Day Four – Memory Four – Wading in a Buffalo Wallow

The challenge:

What is one of your favorite childhood memories involving water.  Preferably not in a swimming pool?  What was fun about it? What was special about it? Why do you remember it? Where were you?

I’m going to try to write up 365 memories this year.

So far I’ve been 2 hours late and a day behind.

It will probably get worse before January is over!

So lately I’ve been thinking about buffalo wallows.

The backyard I played in while growing up was a cow pasture.

Before it was a cow pasture, it was prairie. There were coyotes, antelope, prairie chickens, pheasant, quail – and buffalo.,

Our pasture had quite a few large depressions on a hillside between two creeks. Water gathered in the wallows and it would stay there for several days after a rain.

We loved to splash and wade in those buffalo wallows, squishing grass and mud between our toes with the water almost up to our knees. (we were pretty short then…)
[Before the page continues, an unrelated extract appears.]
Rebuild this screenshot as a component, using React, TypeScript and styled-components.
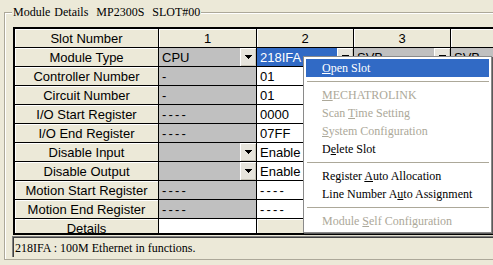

Every spring, those buffalo wallows were full of little pollywogs or tadpoles.

We’d gather them up in canning jars, and cart them back to the house, where over several days’ time, we’d watch them turn into little baby frogs.

Once they turned into frogs we’d take them outside where they were thoroughly admired, their jumping skills assessed, and turn them loose.

And when the next spring rain came along, we’d start all over again with more pollywogs.

Caution:  I don’t know if any children will read this, or parents who might try to find pollywogs for their kids to watch grow, but when I googled Pollywogs to try to learn exactly how long it would take on average for a pollywog to turn into a frog, I found that frogs and tadpoles can transmit diseases to humans.

Two scary diseases, such as salmonella and tuberculosis.  (Check out the article here: http://frogsource.com/article/from-frogs-humans-disease-transmission

The article indicates that the salmonella can be a lot riskier for younger children, so I feel pretty lucky that we didn’t end up with any bad side effects from all the fun we had with pollywogs!